One of AI’s greatest advantages, she explained, is “speed,” with computers able to process huge amounts of data in minimal time. This means that multiple pieces of market information can be analysed far quicker than any human.
In the past, analysts, investors and market participants read news, financial analyses, and results before making decisions.
Now, as she pointed out, AI algorithms are able to do the same, but “almost instantly.”
There are already systems known as “algorithmic trading,” which she described as “smart” systems. Algorithmic trading involves the use of algorithms to create and execute buy and sell orders in financial markets.

These algorithms analyse market data and execute transactions based on specific rules and conditions set by the user, “without human intervention.”
With the help of machine learning and deep learning, programs aim to become, to a very large extent, “perfect,” Stasopoulou said.
Machine learning allows computers to “learn” from data and past market movements, improving without being explicitly programmed.
She added that deep learning, a more specialised form using artificial neural networks inspired by the human brain, enables computers to “recognise patterns and make decisions, even in complex problems.”
Artificial intelligence, she noted, goes beyond numbers and attempts to “analyse emotions” by reading public sentiment through social media and news, perceiving both positive and negative reviews.
Based on this, systems are being developed that adapt their strategy and are later taken over by “robo-advisors” to create investment plans tailored to user data such as age, income and goals.
However, Stasopoulou warned that AI is “not a panacea,” as this revolutionary technology comes with “serious and unpredictable risks.”
These range from “job losses, personal data breaches and an increased risk of cyberattacks,” to significant human dependence on machines and the gradual erosion of human skills.
A particularly concerning risk, she highlighted, is the so-called “flash crashes,” sudden, inexplicable and massive market changes triggered by autonomous algorithms reacting to similar stimuli, including fake news or conspiracy theories.
She cautioned that reliance on technology and algorithms “without sufficient human oversight” could destabilise institutions on a global scale.
Moreover, the risk of the “black box” phenomenon, where highly complex algorithms lack “transparency and ethical checks,” could result in social and legal consequences.

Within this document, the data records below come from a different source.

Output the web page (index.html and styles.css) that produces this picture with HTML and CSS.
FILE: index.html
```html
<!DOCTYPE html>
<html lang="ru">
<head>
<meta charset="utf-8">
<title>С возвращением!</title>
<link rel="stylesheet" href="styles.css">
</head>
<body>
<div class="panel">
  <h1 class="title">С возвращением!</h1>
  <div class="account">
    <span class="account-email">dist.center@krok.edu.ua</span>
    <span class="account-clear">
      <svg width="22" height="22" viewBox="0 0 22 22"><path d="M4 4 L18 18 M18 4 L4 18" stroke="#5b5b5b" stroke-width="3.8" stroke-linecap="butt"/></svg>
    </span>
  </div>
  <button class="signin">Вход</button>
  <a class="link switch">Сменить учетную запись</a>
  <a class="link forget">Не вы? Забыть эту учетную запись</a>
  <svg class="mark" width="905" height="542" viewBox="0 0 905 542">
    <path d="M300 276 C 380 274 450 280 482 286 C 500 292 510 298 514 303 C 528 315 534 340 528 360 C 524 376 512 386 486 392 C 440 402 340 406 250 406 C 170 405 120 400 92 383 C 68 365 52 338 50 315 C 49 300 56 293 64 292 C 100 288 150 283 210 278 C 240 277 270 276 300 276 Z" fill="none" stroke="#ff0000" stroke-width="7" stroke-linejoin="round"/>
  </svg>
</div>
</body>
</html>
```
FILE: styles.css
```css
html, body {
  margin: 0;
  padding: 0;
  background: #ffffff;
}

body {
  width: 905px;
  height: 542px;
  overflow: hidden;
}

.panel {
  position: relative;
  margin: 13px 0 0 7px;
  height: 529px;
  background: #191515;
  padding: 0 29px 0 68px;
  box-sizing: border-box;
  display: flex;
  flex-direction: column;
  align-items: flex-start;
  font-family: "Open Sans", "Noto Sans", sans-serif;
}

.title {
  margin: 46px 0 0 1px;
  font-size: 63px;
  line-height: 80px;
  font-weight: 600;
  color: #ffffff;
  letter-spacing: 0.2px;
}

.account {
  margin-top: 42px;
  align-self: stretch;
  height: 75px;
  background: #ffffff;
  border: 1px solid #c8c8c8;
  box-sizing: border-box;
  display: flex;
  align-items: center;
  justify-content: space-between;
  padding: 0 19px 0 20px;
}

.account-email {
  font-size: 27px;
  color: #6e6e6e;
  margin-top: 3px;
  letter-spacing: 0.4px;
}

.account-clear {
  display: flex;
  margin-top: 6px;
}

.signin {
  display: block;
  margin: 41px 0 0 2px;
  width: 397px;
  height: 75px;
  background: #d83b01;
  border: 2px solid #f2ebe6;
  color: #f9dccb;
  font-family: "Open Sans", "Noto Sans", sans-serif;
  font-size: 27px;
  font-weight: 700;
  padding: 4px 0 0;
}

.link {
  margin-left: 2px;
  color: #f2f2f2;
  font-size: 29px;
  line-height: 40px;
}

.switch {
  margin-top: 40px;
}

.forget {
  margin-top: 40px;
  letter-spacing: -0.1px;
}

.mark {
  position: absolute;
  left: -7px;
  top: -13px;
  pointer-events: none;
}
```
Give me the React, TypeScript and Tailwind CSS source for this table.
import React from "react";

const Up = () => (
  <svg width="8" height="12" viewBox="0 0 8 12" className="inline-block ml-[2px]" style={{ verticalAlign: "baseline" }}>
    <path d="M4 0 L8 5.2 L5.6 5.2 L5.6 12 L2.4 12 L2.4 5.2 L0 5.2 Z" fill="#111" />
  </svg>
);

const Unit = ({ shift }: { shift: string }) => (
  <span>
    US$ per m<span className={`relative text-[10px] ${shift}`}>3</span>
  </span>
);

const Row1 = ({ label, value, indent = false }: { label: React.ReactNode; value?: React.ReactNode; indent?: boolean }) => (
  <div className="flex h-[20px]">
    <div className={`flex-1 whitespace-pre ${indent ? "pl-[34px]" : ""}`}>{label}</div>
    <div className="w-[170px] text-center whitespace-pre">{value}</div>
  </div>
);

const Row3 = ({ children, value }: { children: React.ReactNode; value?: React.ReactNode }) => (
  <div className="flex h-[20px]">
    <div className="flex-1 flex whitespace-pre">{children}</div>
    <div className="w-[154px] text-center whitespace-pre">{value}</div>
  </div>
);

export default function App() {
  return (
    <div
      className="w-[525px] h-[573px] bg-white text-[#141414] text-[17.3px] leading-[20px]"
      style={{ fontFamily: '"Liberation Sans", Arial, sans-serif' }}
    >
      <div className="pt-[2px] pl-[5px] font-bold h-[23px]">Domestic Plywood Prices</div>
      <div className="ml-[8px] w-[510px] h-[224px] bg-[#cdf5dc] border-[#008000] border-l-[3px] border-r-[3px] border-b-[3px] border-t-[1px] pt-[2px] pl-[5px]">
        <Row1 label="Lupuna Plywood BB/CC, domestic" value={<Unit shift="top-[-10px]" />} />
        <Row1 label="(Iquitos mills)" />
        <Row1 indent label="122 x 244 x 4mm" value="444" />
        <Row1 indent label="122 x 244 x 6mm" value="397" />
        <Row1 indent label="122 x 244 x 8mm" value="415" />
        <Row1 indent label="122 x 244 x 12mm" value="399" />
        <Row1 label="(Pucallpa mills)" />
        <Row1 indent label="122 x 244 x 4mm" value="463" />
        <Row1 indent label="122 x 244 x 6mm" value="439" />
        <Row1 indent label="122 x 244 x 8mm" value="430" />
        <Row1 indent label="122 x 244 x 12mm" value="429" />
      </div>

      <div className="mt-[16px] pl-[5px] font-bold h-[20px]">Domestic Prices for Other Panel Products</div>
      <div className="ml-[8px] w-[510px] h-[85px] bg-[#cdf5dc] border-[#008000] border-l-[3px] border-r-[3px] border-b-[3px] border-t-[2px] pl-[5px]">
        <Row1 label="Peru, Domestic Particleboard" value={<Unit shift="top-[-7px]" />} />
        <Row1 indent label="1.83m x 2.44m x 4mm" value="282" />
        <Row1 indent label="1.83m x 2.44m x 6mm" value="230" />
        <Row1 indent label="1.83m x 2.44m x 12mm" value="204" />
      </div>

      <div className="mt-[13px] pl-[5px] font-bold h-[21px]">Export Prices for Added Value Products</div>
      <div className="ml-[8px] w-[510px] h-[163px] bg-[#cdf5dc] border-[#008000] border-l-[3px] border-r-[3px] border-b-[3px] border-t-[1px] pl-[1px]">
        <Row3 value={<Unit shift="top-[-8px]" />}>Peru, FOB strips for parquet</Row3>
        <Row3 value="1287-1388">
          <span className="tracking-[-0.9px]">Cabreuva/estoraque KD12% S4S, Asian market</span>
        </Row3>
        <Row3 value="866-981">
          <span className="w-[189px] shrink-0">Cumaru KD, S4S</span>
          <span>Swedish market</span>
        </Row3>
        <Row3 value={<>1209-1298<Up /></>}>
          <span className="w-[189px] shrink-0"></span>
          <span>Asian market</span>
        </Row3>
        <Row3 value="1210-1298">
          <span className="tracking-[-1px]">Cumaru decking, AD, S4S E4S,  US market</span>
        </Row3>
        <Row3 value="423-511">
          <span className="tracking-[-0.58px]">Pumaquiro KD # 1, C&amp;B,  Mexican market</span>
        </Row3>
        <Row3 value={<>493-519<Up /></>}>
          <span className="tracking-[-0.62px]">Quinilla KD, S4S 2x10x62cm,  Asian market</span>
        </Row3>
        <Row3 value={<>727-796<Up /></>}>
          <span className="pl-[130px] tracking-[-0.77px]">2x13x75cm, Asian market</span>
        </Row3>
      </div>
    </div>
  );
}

With developments unfolding so quickly, governments and regulators will need to “adapt rapidly.”
Yet, as she pointed out, “laws have not kept pace with technology,” creating legal loopholes and potential instability in markets and industries.

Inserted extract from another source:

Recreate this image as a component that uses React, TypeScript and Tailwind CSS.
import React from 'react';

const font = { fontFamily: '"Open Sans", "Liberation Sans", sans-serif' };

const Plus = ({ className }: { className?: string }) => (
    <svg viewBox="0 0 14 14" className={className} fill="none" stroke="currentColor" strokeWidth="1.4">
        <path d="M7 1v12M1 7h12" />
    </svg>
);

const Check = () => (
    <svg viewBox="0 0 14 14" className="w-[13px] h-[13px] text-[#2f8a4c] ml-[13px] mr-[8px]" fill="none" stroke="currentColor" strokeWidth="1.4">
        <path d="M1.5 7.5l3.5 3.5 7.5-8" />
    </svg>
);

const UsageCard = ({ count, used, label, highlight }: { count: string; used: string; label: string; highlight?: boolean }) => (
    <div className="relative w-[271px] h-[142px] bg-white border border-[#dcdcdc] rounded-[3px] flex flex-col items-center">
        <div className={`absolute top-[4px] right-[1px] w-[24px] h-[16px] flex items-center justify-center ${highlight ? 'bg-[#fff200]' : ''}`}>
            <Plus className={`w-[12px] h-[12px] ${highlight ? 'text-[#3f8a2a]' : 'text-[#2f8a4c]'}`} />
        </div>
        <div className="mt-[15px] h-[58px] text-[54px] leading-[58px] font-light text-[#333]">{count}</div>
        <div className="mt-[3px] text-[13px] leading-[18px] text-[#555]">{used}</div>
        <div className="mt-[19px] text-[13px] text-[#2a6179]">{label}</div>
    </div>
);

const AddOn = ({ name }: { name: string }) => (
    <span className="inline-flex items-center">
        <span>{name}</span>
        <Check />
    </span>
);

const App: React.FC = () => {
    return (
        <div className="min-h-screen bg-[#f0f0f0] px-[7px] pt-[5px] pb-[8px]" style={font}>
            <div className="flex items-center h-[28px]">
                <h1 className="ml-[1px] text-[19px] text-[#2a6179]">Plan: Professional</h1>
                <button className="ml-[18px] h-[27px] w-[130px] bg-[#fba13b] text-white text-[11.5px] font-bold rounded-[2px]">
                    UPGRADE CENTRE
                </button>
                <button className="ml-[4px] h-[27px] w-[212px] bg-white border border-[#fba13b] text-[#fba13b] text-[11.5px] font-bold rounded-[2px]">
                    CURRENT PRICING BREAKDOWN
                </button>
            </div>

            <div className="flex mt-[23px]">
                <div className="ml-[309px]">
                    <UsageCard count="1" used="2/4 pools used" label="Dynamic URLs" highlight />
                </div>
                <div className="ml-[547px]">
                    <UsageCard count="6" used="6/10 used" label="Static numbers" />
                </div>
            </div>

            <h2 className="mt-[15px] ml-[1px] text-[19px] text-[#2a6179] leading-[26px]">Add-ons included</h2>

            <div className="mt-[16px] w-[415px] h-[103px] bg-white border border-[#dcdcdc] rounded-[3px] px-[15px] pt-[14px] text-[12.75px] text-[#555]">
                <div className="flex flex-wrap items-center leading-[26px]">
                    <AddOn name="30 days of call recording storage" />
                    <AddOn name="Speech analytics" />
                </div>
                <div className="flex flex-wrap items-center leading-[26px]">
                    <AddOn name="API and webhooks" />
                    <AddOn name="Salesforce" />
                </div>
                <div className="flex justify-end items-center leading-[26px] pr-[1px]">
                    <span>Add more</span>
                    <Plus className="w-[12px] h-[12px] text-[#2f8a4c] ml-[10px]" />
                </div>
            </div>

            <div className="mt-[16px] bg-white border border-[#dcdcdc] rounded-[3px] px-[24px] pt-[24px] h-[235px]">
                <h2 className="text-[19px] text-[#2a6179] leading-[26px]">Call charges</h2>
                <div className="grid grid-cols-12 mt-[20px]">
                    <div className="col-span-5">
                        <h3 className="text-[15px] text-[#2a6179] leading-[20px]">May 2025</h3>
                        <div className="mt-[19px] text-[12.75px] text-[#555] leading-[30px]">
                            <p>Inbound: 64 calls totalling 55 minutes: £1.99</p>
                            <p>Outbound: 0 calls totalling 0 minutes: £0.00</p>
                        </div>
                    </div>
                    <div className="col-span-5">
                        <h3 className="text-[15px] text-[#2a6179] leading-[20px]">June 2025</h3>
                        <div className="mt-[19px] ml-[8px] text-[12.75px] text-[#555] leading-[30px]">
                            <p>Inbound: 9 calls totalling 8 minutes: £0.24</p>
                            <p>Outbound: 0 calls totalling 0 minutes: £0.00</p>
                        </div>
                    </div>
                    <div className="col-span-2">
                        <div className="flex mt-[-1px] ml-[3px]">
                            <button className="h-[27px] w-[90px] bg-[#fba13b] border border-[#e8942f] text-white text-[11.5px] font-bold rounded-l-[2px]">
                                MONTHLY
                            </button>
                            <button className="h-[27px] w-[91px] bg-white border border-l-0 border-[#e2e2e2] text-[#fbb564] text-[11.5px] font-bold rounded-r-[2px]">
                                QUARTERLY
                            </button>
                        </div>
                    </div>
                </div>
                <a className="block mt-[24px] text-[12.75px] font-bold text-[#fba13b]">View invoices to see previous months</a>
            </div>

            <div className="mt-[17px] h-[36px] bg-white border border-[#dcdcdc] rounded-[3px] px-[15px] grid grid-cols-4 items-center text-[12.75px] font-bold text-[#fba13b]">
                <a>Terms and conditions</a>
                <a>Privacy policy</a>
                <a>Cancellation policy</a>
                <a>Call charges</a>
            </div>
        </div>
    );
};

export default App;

For this reason, she called for “international cooperation” to create rules ensuring that artificial intelligence operates “ethically” and avoids “uncontrolled self-replication.”

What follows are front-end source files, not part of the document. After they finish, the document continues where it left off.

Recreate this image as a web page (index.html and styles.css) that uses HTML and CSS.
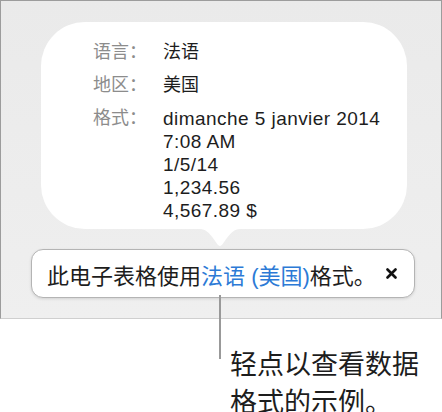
FILE: index.html
```html
<!DOCTYPE html>
<html>
<head>
    <meta charset="utf-8">
    <link rel="stylesheet" href="styles.css">
</head>
<body>

<!-- khung bảng tính -->
<div class="panel">
    <div class="bubble">
        <div class="row">
            <div class="label">语言：</div>
            <div class="value">法语</div>
        </div>
        <div class="row">
            <div class="label">地区：</div>
            <div class="value">美国</div>
        </div>
        <div class="row">
            <div class="label">格式：</div>
            <div class="value latin">
                <div>dimanche 5 janvier 2014</div>
                <div>7:08 AM</div>
                <div>1/5/14</div>
                <div>1,234.56</div>
                <div>4,567.89 $</div>
            </div>
        </div>
    </div>
    <svg class="pointer" width="40" height="18" viewBox="0 0 40 18">
        <path d="M0 0 C 11 0, 16 17, 20 17 C 24 17, 29 0, 40 0 Z" fill="#fff"/>
    </svg>
    <div class="toast">
        <span class="msg">此电子表格使用<span class="link">法语 (美国)</span>格式。</span>
        <svg class="close" width="11" height="11" viewBox="0 0 11 11">
            <path d="M1.5 1.5 L9.5 9.5 M9.5 1.5 L1.5 9.5" stroke="#111" stroke-width="2.6" stroke-linecap="round"/>
        </svg>
    </div>
</div>

<!-- chú thích -->
<div class="caption">
    <div class="leader"></div>
    轻点以查看数据<br>格式的示例。
</div>

</body>
</html>
```

FILE: styles.css
```css
body {
    margin: 0;
    background-color: #fff;
    font-family: "Liberation Sans", "Noto Sans CJK SC", sans-serif;
    color: #1d1d1d;
}
.panel {
    box-sizing: border-box;
    width: 442px;
    height: 319px;
    border: 1px solid #9c9c9c;
    border-bottom-color: #cfcfcf;
    background: linear-gradient(#eaeaea, #efefef);
    overflow: hidden;
}
.bubble {
    box-sizing: border-box;
    width: 366px;
    height: 207px;
    margin: 21px 0 0 40px;
    padding: 19px 0 0 52px;
    background-color: #fff;
    border-radius: 44px;
}
.row {
    display: flex;
    margin-bottom: 10px;
    line-height: 23px;
}
.label {
    width: 70px;
    font-size: 18px;
    color: #8c8c8c;
}
.value {
    font-size: 18px;
    color: #1d1d1d;
}
.latin {
    font-size: 19px;
    letter-spacing: 0.45px;
}
.pointer {
    display: block;
    margin-left: 199px;
}
.toast {
    box-sizing: border-box;
    width: 384px;
    height: 49px;
    margin: 2px 0 0 30px;
    padding: 0 17px 0 15px;
    display: flex;
    align-items: center;
    justify-content: space-between;
    background-color: #fff;
    border: 1px solid #b4b4b4;
    border-radius: 12px;
    box-shadow: 0 1px 3px rgba(0, 0, 0, 0.12);
    font-size: 22px;
    color: #1d1d1d;
}
.link {
    color: #2c7ad6;
}
.close {
    display: block;
}
.caption {
    position: relative;
    padding: 25px 0 0 230px;
    font-family: "Noto Sans CJK SC", sans-serif;
    font-size: 27px;
    line-height: 38px;
    color: #1d1d1d;
}
.leader {
    position: absolute;
    left: 219px;
    top: -24px;
    width: 2px;
    height: 64px;
    background-color: #999;
}
```
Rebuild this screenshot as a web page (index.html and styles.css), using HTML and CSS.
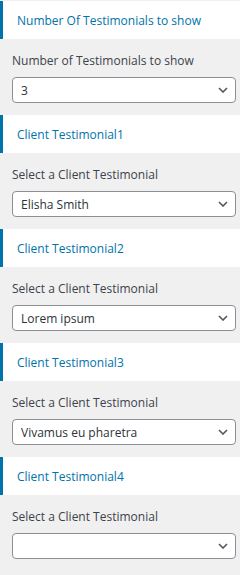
FILE: index.html
```html
<!DOCTYPE html>
<html>
<head>
<meta charset="utf-8">
<link rel="stylesheet" href="styles.css">
</head>
<body>
<div class="panel">
  <section class="group">
    <h3 class="group-title">Number Of Testimonials to show</h3>
    <div class="group-body">
      <label class="field-label">Number of Testimonials to show</label>
      <div class="select-wrap">
        <select class="select"><option>3</option></select>
        <svg class="chev" width="10" height="6" viewBox="0 0 10 6"><path d="M1 1l4 4 4-4" fill="none" stroke="#50575e" stroke-width="1.6"/></svg>
      </div>
    </div>
  </section>
  <section class="group">
    <h3 class="group-title">Client Testimonial1</h3>
    <div class="group-body">
      <label class="field-label">Select a Client Testimonial</label>
      <div class="select-wrap">
        <select class="select"><option>Elisha Smith</option></select>
        <svg class="chev" width="10" height="6" viewBox="0 0 10 6"><path d="M1 1l4 4 4-4" fill="none" stroke="#50575e" stroke-width="1.6"/></svg>
      </div>
    </div>
  </section>
  <section class="group">
    <h3 class="group-title">Client Testimonial2</h3>
    <div class="group-body">
      <label class="field-label">Select a Client Testimonial</label>
      <div class="select-wrap">
        <select class="select"><option>Lorem ipsum</option></select>
        <svg class="chev" width="10" height="6" viewBox="0 0 10 6"><path d="M1 1l4 4 4-4" fill="none" stroke="#50575e" stroke-width="1.6"/></svg>
      </div>
    </div>
  </section>
  <section class="group">
    <h3 class="group-title">Client Testimonial3</h3>
    <div class="group-body">
      <label class="field-label">Select a Client Testimonial</label>
      <div class="select-wrap">
        <select class="select"><option>Vivamus eu pharetra</option></select>
        <svg class="chev" width="10" height="6" viewBox="0 0 10 6"><path d="M1 1l4 4 4-4" fill="none" stroke="#50575e" stroke-width="1.6"/></svg>
      </div>
    </div>
  </section>
  <section class="group">
    <h3 class="group-title">Client Testimonial4</h3>
    <div class="group-body">
      <label class="field-label">Select a Client Testimonial</label>
      <div class="select-wrap">
        <select class="select"><option></option></select>
        <svg class="chev" width="10" height="6" viewBox="0 0 10 6"><path d="M1 1l4 4 4-4" fill="none" stroke="#50575e" stroke-width="1.6"/></svg>
      </div>
    </div>
  </section>
</div>
</body>
</html>
```
FILE: styles.css
```css
html, body {
  margin: 0;
  padding: 0;
  background: #f0f0f1;
}
body {
  font-family: "Open Sans", "Noto Sans", sans-serif;
  font-size: 12px;
  color: #3c434a;
}
.panel {
  padding-top: 1px;
}
.group-title {
  margin: 0;
  height: 38px;
  display: flex;
  align-items: center;
  background: #fff;
  border-left: 3px solid #0073aa;
  padding-left: 14px;
  font-size: 12px;
  font-weight: 400;
  color: #0073aa;
}
.group-body {
  padding: 12px 4px 12px 12px;
  display: flex;
  flex-direction: column;
}
.field-label {
  display: block;
  line-height: 20px;
  margin-bottom: 6px;
  color: #3c434a;
}
.select-wrap {
  position: relative;
}
.select {
  -webkit-appearance: none;
  appearance: none;
  display: block;
  width: 100%;
  height: 26px;
  box-sizing: border-box;
  margin: 0;
  padding: 0 24px 0 8px;
  border: 1px solid #8c8f94;
  border-radius: 4px;
  background: #fff;
  font-family: inherit;
  font-size: 12px;
  color: #2c3338;
}
.chev {
  position: absolute;
  right: 8px;
  top: 10px;
  pointer-events: none;
}
```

The use of AI in markets, she said, “raises many questions,” as there can be unexpected behaviours when systems try to overcome obstacles.
Artificial intelligence is indeed revolutionising the way the world functions – including stock markets. But while the future appears promising, it also carries significant dangers.
At this stage, Stasopoulou stressed, any use of AI must “remain under strict control.”
Finally, the CSE official emphasised that “the challenge is not simply to follow the path of technology, but to shape it in a way that benefits everyone.”